New ML approaches are tested by scientists for their specific application. However, it is very difficult to compare results for specific ML approaches across different applications in a quantitative way. This makes it necessary for scientists to perform excessive trial-and-error testing during training to find the optimal combination of hyper-parameters (e.g., the number of layers or neurons per layer or different activation functions for deep neural networks). MAELSTROM will address this problem and adopt a successful approach that is used in other scientific domains for the domain of W&C predictions: To develop easily accessible benchmark datasets that allow to perform a quantitative comparison for results with different ML solutions. This approach is, for example, used in image recognition - see for example the MNIST dataset for the detection of handwritten numbers. MAELSTROM will develop similar benchmark datasets for W&C. This will give ML developments in W&C science a substantial push since it will allow to develop ML solutions that are customised to the needs W&C predictions. However, more than one benchmark dataset is required due to the complexity of the Earth System and W&C models.
MAELSTROM in the context of the W&C prediction and ML workflows. Illustration of the workflow of W&C models (top to bottom) and how MAELSTROM is covering this workflow with six selected applications (A1-A6).

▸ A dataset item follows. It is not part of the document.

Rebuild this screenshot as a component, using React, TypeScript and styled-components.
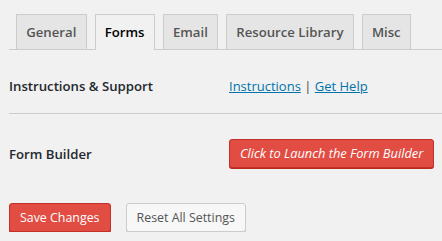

The figure also illustrates the workflow of ML applications from data collection, via training to the development of production-ready ML solution (left to right) which is also covered by the proposal. Experience from the application development will feed directly into the development of workflow tools to optimise the usability of ML applications as well as the W&C modelling framework. The workflow tools will be used to perform a software benchmarking to optimise efficiency of the ML solutions that are developed. The ML solutions that have been developed and improved via the application of ML workflow tools and software benchmarking will be used for hardware benchmarking and the development of compute system designs. The red boxes at the bottom indicate the four main products of MAELSTROM that address the four Specific Objectives 1-4. The joint expertise of MAELSTROM partners in W&C allows to cover the entire W&C workflow with six selected ML applications A1-A6 that will be studied throughout the co-design cycle, namely: A1: Blend citizen observations and numerical weather forecasts A2: Incorporate social media data into the prediction framework A3: Build neural network emulators to speed-up weather forecast models and data assimilation A4: Improve ensemble predictions in forecast post-processing A5: Improve local weather predictions in forecast post-processing A6: Provide bespoke weather forecasts to support energy production in Europe
For each of the applications, benchmark datasets will be developed that will consist of terabytes of training data for ML problems that have the potential to be used as large-scale HPC applications. This will offer ML experts the chance to make performance tests for training and inference of ML solutions that were motivated around the high-impact application domain of W&C. MAELSTROM will therefore develop benchmark datasets that will give the use of exascale for ML applications in a physical application domain a significant push. The benchmark datasets will also cover social media and IoT data raised via citizen engagement to enhance the number of observations that are used in conventional W&C predictions. The datasets will be made available to the community and will be tiered in terms of data size (from gigabytes to tens of terabytes). The benchmark data sets will be published alongside with a justification and explanation of the application, a description of input and output fields, a prototype solution for standard ML tools, and a cost function that should be trained for to allow ML experts with no domain knowledge to use the datasets.
The solutions will serve as benchmark solutions for the six benchmark datasets. The ML solutions will be published as papers and source code to enable other research groups to use the ML architectures as vanilla solution for their applications. The tools will include deep neural networks that train from three-dimensional, global fields of the atmosphere and will be able to make efficient use of exascale supercomputers for both training and inference as they become available. The benchmark solutions will serve as blueprints for a large number of ML applications by external research groups in the future. The networks will also be distributed as pre-trained networks as this has proven to be useful in other scientific domains to reduce the number of training cycles. The solutions will be developed in close collaboration between the different MAELSTROM applications to learn from success stories and failures regarding tests of different ML approaches and to tackle the challenges that are named above in a joint effort. To develop ML solutions at the scale of modern supercomputers will make improvements possible that have not been possible when using conventional tools or no supercomputing capacity. To find solutions for the challenges named above will have impact on many ML application domains beyond W&C.